Many voters are seeing their government backing away from protecting them and thus the polls are reflecting not so much of what is happening today but the fear of what will happen tomorrow. In spite of a rise in crime from 2014 to 2015, the overall crime rate is down from 2008 but voters’ fears of the future is what is driving the poll numbers. Going into 2018 and 2020, law and order may be the sleeper issue since voters understand that safety means prosperity in their community. The issue of economics and being safe from crime are intertwined, and in the voter’s mind, the political class is not interested in doing the steps to protect them. Just as many voters joined the Trump movement over border security, they also moved toward him in 2016 due to their own feeling that Trump cared for their safety. Trump, in his acceptance speech, stated, “There can be no prosperity without law and order…Our convention occurs at a moment of crisis for our nation…The attacks on our police, and the terrorism in our cities, threaten our very way of life.
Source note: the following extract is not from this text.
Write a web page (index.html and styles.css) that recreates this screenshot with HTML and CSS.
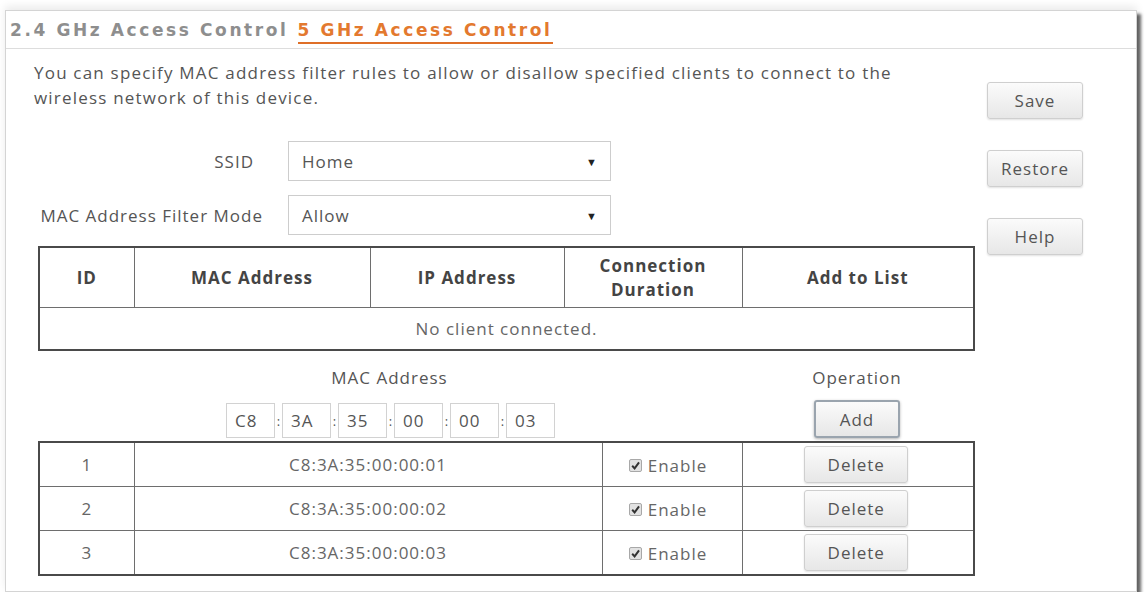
FILE: index.html
```html
<!DOCTYPE html>
<html lang="en">
<head>
<meta charset="utf-8">
<title>Access Control</title>
<link rel="stylesheet" href="styles.css">
</head>
<body>
<div class="panel">
  <div class="tabs">
    <span class="tab">2.4 GHz Access Control</span>
    <span class="tab tab-active">5 GHz Access Control</span>
  </div>
  <div class="content">
    <div class="main">
      <p class="intro">You can specify MAC address filter rules to allow or disallow specified clients to connect to the<br>wireless network of this device.</p>

      <div class="field field-ssid">
        <label>SSID</label>
        <div class="select"><span>Home</span><span class="arrow">&#9660;</span></div>
      </div>
      <div class="field field-mode">
        <label>MAC Address Filter Mode</label>
        <div class="select"><span>Allow</span><span class="arrow">&#9660;</span></div>
      </div>

      <table class="grid clients">
        <colgroup>
          <col class="c-id"><col class="c-mac"><col class="c-ip"><col class="c-dur"><col class="c-add">
        </colgroup>
        <thead>
          <tr>
            <th>ID</th>
            <th>MAC Address</th>
            <th>IP Address</th>
            <th>Connection<br>Duration</th>
            <th>Add to List</th>
          </tr>
        </thead>
        <tbody>
          <tr><td colspan="5" class="empty">No client connected.</td></tr>
        </tbody>
      </table>

      <div class="add-row">
        <div class="add-mac">
          <div class="cap">MAC Address</div>
          <div class="octets">
            <span class="octet">C8</span>
            <span class="sep">:</span><span class="octet">3A</span>
            <span class="sep">:</span><span class="octet">35</span>
            <span class="sep">:</span><span class="octet">00</span>
            <span class="sep">:</span><span class="octet">00</span>
            <span class="sep">:</span><span class="octet">03</span>
          </div>
        </div>
        <div class="add-op">
          <div class="cap">Operation</div>
          <button class="btn btn-add">Add</button>
        </div>
      </div>

      <table class="grid rules">
        <colgroup>
          <col class="c-id"><col class="r-mac"><col class="r-en"><col class="c-add">
        </colgroup>
        <tbody>
          <tr>
            <td>1</td>
            <td>C8:3A:35:00:00:01</td>
            <td><span class="enable"><span class="check"><svg viewBox="0 0 10 10"><path d="M2 5.2 L4.2 7.6 L8.2 2.2"/></svg></span>Enable</span></td>
            <td><button class="btn btn-del">Delete</button></td>
          </tr>
          <tr>
            <td>2</td>
            <td>C8:3A:35:00:00:02</td>
            <td><span class="enable"><span class="check"><svg viewBox="0 0 10 10"><path d="M2 5.2 L4.2 7.6 L8.2 2.2"/></svg></span>Enable</span></td>
            <td><button class="btn btn-del">Delete</button></td>
          </tr>
          <tr>
            <td>3</td>
            <td>C8:3A:35:00:00:03</td>
            <td><span class="enable"><span class="check"><svg viewBox="0 0 10 10"><path d="M2 5.2 L4.2 7.6 L8.2 2.2"/></svg></span>Enable</span></td>
            <td><button class="btn btn-del">Delete</button></td>
          </tr>
        </tbody>
      </table>
    </div>

    <div class="side">
      <button class="btn btn-side">Save</button>
      <button class="btn btn-side">Restore</button>
      <button class="btn btn-side">Help</button>
    </div>
  </div>
</div>
</body>
</html>
```

FILE: styles.css
```css
html, body {
  margin: 0;
  background: #fff;
}

body {
  font-family: "Open Sans", "Liberation Sans", sans-serif;
  font-size: 17px;
  letter-spacing: 1px;
  color: #555;
}

/* outer card */
.panel {
  box-sizing: border-box;
  margin: 10px 9px 0 5px;
  height: 582px;
  border: 1px solid #d4d4d4;
  background: #fff;
  box-shadow: 4px 4px 3px rgba(0, 0, 0, 0.6), 0 -4px 8px rgba(0, 0, 0, 0.08);
}

/* tab strip */
.tabs {
  display: flex;
  align-items: flex-start;
  gap: 9px;
  height: 28px;
  padding: 9px 0 0 4px;
  border-bottom: 1px solid #ddd;
}

.tab {
  font-family: "DejaVu Sans", Verdana, sans-serif;
  font-weight: bold;
  font-size: 17px;
  letter-spacing: 2.6px;
  line-height: 20px;
  color: #8e8e8e;
  padding-bottom: 2px;
}

.tab-active {
  color: #e3792f;
  border-bottom: 2px solid #df6f27;
}

/* body: main column + button column */
.content {
  display: flex;
  padding-left: 28px;
}

.main {
  width: 940px;
}

.intro {
  margin: 11px 0 0;
  line-height: 25px;
  letter-spacing: 1.2px;
}

.field {
  display: grid;
  grid-template-columns: 229px 323px;
  column-gap: 25px;
  align-items: center;
}

.field-ssid {
  margin-top: 31px;
}

.field-ssid label {
  padding-right: 9px;
}

.field-mode {
  margin-top: 14px;
}

.field label {
  text-align: right;
}

.select {
  box-sizing: border-box;
  height: 40px;
  display: flex;
  align-items: center;
  justify-content: space-between;
  padding: 0 13px 0 13px;
  border: 1px solid #cdcdcd;
  color: #555;
}

.arrow {
  font-size: 11px;
  letter-spacing: 0;
  color: #222;
}

/* tables */
.grid {
  margin-left: 4px;
  width: 935px;
  border-collapse: collapse;
  border: 2px solid #4a4a4a;
  table-layout: fixed;
}

.grid th,
.grid td {
  border: 1px solid #6e6e6e;
  text-align: center;
  padding: 0;
}

.c-id { width: 95px; }
.c-mac { width: 236px; }
.c-ip { width: 194px; }
.c-dur { width: 178px; }
.c-add { width: 232px; }
.r-mac { width: 468px; }
.r-en { width: 140px; }

.clients {
  margin-top: 11px;
}

.clients th {
  height: 59px;
  line-height: 24px;
  font-weight: bold;
  color: #444;
}

.clients td.empty {
  height: 41px;
  color: #666;
}

/* add form between the tables */
.add-row {
  display: flex;
  padding-top: 16px;
}

.add-mac {
  margin-left: 4px;
  width: 703px;
  display: flex;
  flex-direction: column;
  align-items: center;
}

.add-op {
  width: 232px;
  display: flex;
  flex-direction: column;
  align-items: center;
}

.cap {
  line-height: 22px;
}

.octets {
  display: flex;
  align-items: center;
  margin-top: 14px;
  margin-left: 2px;
}

.octet {
  box-sizing: border-box;
  width: 49px;
  height: 35px;
  line-height: 33px;
  padding-left: 8px;
  border: 1px solid #d2d2d2;
}

.sep {
  width: 7px;
  text-align: center;
  font-size: 13px;
  letter-spacing: 0;
}

/* buttons */
.btn {
  font-family: "Open Sans", "Liberation Sans", sans-serif;
  font-size: 17px;
  letter-spacing: 1px;
  color: #555;
  background: linear-gradient(#fbfbfb, #e7e7e7);
  border: 1px solid #cfcfcf;
  border-radius: 3px;
  box-shadow: 0 1px 2px rgba(0, 0, 0, 0.12);
  padding: 0;
}

.btn-add {
  margin-top: 11px;
  width: 86px;
  height: 38px;
  border: 2px solid #9aa4ae;
  box-shadow: 0 1px 3px rgba(0, 0, 0, 0.3);
}

.rules {
  margin-top: 3px;
}

.rules td {
  height: 43px;
  color: #666;
}

.btn-del {
  width: 104px;
  height: 37px;
  margin-left: -3px;
}

.enable {
  display: inline-flex;
  align-items: center;
  gap: 6px;
  margin-left: -8px;
}

.check {
  width: 11px;
  height: 11px;
  border: 1px solid #a8a8a8;
  border-radius: 2px;
  background: #e2e2e2;
  display: inline-flex;
}

.check svg {
  width: 11px;
  height: 11px;
  fill: none;
  stroke: #333;
  stroke-width: 1.8;
}

/* right-hand action buttons */
.side {
  margin-left: 13px;
  padding-top: 33px;
  display: flex;
  flex-direction: column;
  gap: 31px;
}

.btn-side {
  width: 96px;
  height: 37px;
}
```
Any politician who does not grasp this danger is not fit to lead our country… The first task for our new administration will be to liberate our citizens from the crime and terrorism and lawlessness that threatens their communities…The most basic duty of government is to defend the lives of its own citizens. Any government that fails to do so is a government unworthy to lead." Trump made the connection of prosperity and security within a community and many voters responded.

Sunset Park is a reminder of what local government can do to secure a community and allow it to grow, but if a government forgets the lessons that allowed this to occur, the law of the jungle will soon replace the rule of law designed to protect that community.

Crime rates are below their peak from 1990’s but the increase in violent crimes over the past couple of years has captured voters’ notice. In the 1990’s, many urban communities and their representatives supported tougher prisons sentences and longer prison sentences. This resulted in a reduction of crime rates. There was a bipartisan agreement that crime threatens the public safety but today that consensus is now broken with the rise of Black Lives Matter. Many on the left are opposing the 1990’s reforms. The Populists and conservatives will support policing tactics that reduced the crime in metro areas and while the left has publicly come out for reversing the 1990’s tactics, those who are living in more dangerous areas could demand a more vigorous enforcement approach.

Trump’s approach is to make the case that public safety produces not just a safer community but a prosperous community. The left and Black Lives Matter frame this issue of supporting more law enforcement approach as racist to keep the minority component of the Democratic Socialist coalition intact.

With the Ron Johnson/Americas PAC approach of incorporating the crime issue with the Prevailing Economic Agreement, “Jobs fight crime”, Republicans can expand their coalition, and just like in education, this approach could hook enough minorities as part of the conservative majority.